● GOAL
Return all lines from the listing below in which the string "Tailwind" occurs.

● RECORD EXCERPTS
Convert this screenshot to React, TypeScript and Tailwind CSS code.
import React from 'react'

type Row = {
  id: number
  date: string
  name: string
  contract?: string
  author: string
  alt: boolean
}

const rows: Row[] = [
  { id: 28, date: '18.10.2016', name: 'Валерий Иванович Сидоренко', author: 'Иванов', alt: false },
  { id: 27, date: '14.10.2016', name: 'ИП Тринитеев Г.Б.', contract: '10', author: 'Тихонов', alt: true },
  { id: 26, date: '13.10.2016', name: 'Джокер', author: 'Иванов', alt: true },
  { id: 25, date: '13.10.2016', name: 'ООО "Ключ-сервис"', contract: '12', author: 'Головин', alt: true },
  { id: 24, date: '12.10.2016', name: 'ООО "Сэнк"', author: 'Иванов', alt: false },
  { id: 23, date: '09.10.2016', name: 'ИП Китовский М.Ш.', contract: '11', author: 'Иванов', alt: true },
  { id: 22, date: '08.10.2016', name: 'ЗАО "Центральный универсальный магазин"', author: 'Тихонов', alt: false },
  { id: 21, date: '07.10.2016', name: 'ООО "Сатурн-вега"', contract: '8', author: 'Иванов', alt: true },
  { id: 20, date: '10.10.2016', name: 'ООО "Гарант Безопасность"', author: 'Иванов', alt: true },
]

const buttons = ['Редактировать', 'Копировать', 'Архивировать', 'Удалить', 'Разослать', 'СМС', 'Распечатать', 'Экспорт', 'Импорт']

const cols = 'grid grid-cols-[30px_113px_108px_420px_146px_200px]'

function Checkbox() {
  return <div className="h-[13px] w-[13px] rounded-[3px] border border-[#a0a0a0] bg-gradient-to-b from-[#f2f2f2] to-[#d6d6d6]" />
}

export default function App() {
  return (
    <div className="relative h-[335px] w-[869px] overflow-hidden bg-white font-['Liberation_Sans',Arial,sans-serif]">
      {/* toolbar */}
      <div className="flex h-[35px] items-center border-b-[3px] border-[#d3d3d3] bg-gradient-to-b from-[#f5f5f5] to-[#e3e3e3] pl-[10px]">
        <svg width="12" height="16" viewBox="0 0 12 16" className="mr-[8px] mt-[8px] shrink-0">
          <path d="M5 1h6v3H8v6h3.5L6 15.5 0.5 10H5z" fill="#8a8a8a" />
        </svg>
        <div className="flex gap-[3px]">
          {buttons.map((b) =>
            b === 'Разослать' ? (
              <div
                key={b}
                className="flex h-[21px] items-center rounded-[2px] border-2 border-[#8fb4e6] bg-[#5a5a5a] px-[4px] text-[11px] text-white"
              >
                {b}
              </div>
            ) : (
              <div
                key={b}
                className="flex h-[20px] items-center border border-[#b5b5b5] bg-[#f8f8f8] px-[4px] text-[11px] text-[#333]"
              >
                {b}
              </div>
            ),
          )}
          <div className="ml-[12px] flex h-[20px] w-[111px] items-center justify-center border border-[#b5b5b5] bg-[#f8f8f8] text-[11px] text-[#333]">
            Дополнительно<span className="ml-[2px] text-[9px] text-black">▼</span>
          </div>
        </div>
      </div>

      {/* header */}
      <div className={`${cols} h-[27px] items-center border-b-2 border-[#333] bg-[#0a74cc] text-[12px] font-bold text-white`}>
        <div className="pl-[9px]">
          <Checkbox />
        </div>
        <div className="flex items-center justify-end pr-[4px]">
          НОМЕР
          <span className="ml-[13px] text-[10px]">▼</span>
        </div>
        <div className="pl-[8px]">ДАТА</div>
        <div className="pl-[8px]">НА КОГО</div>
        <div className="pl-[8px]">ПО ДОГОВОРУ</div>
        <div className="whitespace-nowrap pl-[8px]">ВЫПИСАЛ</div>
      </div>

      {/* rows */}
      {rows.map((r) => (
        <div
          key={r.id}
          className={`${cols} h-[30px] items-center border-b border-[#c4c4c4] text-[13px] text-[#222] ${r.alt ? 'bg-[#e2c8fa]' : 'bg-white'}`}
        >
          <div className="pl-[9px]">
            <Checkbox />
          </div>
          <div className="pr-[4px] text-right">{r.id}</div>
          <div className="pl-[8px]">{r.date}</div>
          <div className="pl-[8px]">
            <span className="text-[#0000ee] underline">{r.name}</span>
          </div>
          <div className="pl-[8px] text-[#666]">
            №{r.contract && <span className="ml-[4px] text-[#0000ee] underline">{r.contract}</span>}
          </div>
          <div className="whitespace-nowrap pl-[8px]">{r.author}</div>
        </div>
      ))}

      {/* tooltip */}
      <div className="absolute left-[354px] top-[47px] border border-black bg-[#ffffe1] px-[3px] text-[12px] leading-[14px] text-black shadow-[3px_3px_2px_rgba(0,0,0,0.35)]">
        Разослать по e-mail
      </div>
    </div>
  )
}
* * *
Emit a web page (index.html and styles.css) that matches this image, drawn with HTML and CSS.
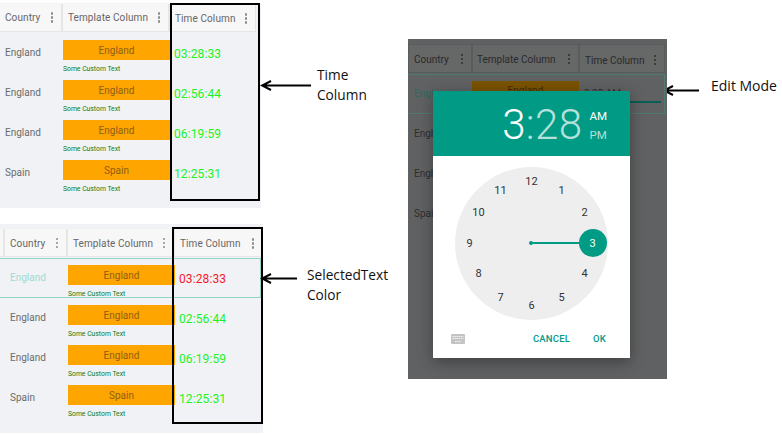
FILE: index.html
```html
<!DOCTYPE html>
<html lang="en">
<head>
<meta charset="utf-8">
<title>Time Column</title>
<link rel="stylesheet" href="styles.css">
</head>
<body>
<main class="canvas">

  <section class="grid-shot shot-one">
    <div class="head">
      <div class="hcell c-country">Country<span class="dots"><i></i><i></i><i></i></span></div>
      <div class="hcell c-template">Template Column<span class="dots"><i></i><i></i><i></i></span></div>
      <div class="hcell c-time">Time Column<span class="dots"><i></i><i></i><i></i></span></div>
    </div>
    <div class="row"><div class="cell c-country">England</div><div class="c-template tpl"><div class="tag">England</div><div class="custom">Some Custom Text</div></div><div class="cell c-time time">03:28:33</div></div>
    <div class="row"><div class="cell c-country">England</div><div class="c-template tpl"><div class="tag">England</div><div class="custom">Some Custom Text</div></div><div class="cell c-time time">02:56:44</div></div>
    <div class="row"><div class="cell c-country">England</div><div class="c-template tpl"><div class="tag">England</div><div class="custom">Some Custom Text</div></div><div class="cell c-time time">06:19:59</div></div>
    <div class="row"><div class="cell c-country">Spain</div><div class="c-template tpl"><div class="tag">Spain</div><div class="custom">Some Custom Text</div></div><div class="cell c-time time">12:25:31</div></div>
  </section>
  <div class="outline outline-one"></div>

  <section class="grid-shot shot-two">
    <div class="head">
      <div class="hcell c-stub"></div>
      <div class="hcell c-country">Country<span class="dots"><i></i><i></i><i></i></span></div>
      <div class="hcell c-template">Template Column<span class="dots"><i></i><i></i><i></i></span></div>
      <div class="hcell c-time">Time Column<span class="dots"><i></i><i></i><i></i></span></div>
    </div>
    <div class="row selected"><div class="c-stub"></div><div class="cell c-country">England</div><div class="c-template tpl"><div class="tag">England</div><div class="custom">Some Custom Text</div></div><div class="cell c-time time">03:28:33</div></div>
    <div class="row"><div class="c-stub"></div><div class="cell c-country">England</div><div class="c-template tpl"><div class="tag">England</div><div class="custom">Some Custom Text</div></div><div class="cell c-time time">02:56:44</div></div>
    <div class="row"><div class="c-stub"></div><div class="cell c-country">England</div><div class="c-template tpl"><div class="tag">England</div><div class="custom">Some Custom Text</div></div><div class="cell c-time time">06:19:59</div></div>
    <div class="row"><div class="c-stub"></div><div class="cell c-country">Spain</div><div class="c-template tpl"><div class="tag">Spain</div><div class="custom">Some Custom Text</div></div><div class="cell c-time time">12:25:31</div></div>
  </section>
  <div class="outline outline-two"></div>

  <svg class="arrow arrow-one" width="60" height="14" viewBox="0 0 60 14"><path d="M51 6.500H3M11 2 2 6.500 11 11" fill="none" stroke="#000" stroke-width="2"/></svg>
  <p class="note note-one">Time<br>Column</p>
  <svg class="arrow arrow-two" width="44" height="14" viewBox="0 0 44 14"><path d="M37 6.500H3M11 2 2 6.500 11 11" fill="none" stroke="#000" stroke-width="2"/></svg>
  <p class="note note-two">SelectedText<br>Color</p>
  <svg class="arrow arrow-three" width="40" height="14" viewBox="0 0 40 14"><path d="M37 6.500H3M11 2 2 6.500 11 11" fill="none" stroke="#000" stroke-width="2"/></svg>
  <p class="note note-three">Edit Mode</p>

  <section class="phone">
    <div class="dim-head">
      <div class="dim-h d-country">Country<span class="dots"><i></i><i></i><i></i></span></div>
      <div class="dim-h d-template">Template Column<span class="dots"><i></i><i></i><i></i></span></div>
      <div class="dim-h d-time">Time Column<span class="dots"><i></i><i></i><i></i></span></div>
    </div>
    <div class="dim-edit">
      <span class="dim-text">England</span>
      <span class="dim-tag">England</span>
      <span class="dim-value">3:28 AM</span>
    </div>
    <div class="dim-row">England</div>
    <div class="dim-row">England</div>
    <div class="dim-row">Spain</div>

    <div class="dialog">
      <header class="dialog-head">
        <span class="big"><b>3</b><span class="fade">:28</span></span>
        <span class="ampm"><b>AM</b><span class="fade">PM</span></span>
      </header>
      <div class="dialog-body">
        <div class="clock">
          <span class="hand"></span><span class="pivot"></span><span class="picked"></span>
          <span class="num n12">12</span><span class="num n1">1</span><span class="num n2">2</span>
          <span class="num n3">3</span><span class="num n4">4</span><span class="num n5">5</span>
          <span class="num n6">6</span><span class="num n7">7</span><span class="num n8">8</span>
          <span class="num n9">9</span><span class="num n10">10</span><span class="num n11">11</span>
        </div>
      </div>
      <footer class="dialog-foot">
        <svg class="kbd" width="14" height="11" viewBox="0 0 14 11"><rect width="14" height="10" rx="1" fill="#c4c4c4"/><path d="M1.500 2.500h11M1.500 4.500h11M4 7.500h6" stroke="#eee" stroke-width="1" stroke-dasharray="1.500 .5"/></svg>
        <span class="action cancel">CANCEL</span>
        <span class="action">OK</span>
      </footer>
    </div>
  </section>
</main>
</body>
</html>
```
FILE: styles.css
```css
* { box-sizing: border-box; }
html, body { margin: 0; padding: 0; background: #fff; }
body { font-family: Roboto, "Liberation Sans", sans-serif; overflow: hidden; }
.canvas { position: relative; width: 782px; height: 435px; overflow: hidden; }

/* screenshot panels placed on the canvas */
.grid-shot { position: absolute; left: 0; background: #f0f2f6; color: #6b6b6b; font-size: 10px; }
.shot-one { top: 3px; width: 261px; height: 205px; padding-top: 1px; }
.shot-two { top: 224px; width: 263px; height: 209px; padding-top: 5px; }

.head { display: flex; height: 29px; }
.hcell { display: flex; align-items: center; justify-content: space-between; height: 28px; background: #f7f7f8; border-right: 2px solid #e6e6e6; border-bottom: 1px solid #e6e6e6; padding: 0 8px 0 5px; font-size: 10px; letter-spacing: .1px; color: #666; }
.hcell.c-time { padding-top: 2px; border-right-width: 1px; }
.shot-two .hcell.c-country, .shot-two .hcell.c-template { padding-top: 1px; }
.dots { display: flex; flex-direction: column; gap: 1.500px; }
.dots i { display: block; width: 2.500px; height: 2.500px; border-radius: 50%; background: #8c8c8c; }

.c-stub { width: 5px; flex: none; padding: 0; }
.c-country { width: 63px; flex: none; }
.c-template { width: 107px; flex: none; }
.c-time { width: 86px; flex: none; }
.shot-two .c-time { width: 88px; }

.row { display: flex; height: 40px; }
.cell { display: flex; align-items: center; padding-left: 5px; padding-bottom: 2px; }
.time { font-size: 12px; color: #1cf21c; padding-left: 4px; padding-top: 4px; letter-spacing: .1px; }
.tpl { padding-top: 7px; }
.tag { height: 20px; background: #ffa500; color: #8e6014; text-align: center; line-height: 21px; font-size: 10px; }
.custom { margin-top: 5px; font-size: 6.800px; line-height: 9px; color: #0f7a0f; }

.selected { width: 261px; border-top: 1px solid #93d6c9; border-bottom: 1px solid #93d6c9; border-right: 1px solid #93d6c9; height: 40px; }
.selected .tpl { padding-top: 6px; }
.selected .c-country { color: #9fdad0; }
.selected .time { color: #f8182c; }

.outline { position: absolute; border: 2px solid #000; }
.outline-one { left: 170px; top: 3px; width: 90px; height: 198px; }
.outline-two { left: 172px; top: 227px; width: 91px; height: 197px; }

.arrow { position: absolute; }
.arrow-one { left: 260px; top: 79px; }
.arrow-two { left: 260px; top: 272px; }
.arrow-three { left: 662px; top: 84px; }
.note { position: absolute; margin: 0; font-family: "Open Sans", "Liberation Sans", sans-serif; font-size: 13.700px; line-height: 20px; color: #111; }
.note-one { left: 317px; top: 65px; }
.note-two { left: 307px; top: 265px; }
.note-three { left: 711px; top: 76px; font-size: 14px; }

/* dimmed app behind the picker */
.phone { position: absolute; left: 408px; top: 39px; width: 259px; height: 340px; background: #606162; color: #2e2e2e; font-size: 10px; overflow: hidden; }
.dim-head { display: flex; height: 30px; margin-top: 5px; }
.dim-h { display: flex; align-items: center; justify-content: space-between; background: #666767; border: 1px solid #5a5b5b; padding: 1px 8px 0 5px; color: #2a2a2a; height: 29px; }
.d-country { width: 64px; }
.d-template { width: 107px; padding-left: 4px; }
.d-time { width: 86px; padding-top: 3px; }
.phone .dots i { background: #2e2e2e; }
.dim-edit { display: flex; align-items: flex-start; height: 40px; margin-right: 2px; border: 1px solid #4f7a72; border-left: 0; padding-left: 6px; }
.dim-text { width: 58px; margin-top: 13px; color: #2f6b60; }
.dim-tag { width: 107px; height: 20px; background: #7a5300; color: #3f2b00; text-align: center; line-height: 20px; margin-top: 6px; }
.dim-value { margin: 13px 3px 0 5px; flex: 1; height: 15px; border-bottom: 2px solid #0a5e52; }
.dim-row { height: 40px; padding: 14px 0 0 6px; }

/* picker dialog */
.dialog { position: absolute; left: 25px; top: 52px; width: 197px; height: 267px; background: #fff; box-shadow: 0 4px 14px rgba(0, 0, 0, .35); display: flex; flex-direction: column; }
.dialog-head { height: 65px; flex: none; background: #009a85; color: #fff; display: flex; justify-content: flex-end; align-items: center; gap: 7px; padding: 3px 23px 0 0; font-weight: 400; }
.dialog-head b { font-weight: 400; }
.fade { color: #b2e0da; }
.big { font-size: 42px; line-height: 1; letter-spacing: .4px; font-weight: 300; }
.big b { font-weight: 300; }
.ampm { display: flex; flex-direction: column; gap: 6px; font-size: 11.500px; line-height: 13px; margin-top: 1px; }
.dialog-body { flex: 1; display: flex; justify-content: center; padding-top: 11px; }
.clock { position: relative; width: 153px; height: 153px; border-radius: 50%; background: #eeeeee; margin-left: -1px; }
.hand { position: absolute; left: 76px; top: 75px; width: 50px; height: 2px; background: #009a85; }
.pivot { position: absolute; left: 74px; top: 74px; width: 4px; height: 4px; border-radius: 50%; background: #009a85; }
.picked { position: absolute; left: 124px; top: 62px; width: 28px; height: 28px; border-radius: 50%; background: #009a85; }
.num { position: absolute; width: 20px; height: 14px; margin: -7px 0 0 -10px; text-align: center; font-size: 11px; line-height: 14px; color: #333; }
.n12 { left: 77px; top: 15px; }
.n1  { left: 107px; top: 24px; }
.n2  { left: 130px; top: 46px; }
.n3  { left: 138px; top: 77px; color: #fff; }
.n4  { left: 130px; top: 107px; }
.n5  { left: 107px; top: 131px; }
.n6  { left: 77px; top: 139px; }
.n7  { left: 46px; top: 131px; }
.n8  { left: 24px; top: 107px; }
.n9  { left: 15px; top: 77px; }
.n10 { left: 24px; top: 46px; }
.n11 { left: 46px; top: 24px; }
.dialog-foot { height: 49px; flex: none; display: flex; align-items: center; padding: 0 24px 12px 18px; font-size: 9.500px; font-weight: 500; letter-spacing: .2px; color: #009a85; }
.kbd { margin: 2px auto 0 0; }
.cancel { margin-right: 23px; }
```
==
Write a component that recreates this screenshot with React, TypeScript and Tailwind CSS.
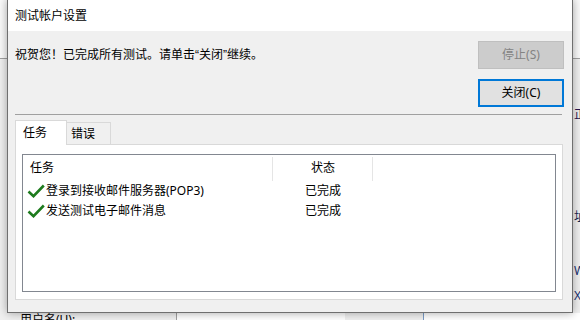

● OUTPUT OF THE EXERCISE
Convert this screenshot to React, TypeScript and Tailwind CSS code.
Write a component that recreates this screenshot with React, TypeScript and Tailwind CSS.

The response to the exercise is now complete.